Reproduce every record exactly as it appears, but not the pictures.

-- Data supplied start --

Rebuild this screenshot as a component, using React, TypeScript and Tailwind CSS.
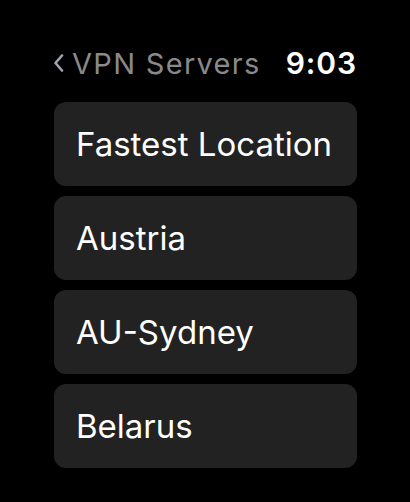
const servers = ["Fastest Location", "Austria", "AU-Sydney", "Belarus"];

export default function App() {
  return (
    <div
      className="w-[410px] h-[502px] bg-black overflow-hidden pl-[54px] pr-[53px]"
      style={{ fontFamily: "Inter, 'Noto Sans', sans-serif" }}
    >
      <header className="flex items-center justify-between h-[102px] pt-[24px]">
        <div className="flex items-center text-[#8a8a8a] text-[29px] tracking-[0.045em] leading-none -ml-[1px]">
          <svg width="11" height="18" viewBox="0 0 11 18" className="mr-[8px]">
            <path
              d="M9 1.5 L2.5 9 L9 16.5"
              fill="none"
              stroke="#9ea3ad"
              strokeWidth="2.6"
              strokeLinecap="round"
              strokeLinejoin="round"
            />
          </svg>
          <span>VPN Servers</span>
        </div>
        <span className="text-white text-[30px] font-semibold tracking-[0.03em] leading-none">9:03</span>
      </header>
      <ul className="flex flex-col gap-[10px]">
        {servers.map((name) => (
          <li
            key={name}
            className="h-[84px] rounded-[12px] bg-[#222222] flex items-center pl-[22px] text-white text-[33px] leading-none"
          >
            {name}
          </li>
        ))}
      </ul>
    </div>
  );
}
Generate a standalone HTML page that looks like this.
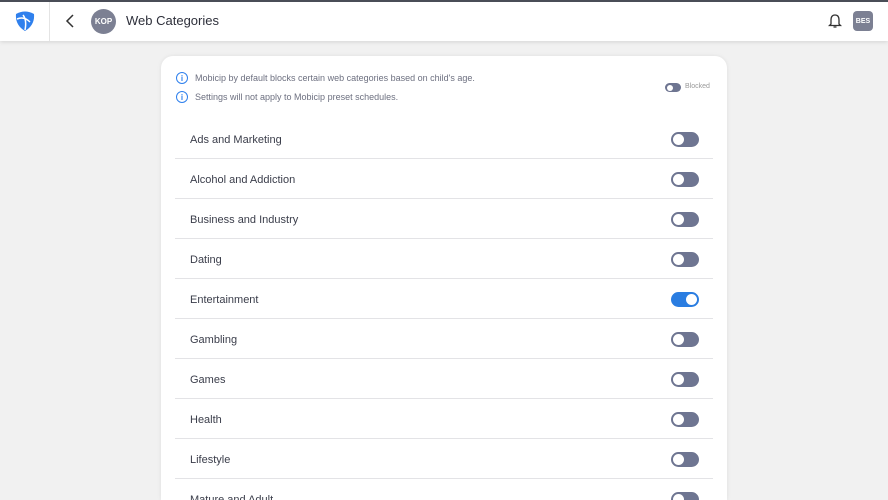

-- Data supplied end --

- _Completed task_:
Rebuild this screenshot as a component, using React, TypeScript and Tailwind CSS.
const servers = ["Fastest Location", "Austria", "AU-Sydney", "Belarus"];

export default function App() {
  return (
    <div
      className="w-[410px] h-[502px] bg-black overflow-hidden pl-[54px] pr-[53px]"
      style={{ fontFamily: "Inter, 'Noto Sans', sans-serif" }}
    >
      <header className="flex items-center justify-between h-[102px] pt-[24px]">
        <div className="flex items-center text-[#8a8a8a] text-[29px] tracking-[0.045em] leading-none -ml-[1px]">
          <svg width="11" height="18" viewBox="0 0 11 18" className="mr-[8px]">
            <path
              d="M9 1.5 L2.5 9 L9 16.5"
              fill="none"
              stroke="#9ea3ad"
              strokeWidth="2.6"
              strokeLinecap="round"
              strokeLinejoin="round"
            />
          </svg>
          <span>VPN Servers</span>
        </div>
        <span className="text-white text-[30px] font-semibold tracking-[0.03em] leading-none">9:03</span>
      </header>
      <ul className="flex flex-col gap-[10px]">
        {servers.map((name) => (
          <li
            key={name}
            className="h-[84px] rounded-[12px] bg-[#222222] flex items-center pl-[22px] text-white text-[33px] leading-none"
          >
            {name}
          </li>
        ))}
      </ul>
    </div>
  );
}
Generate a standalone HTML page that looks like this.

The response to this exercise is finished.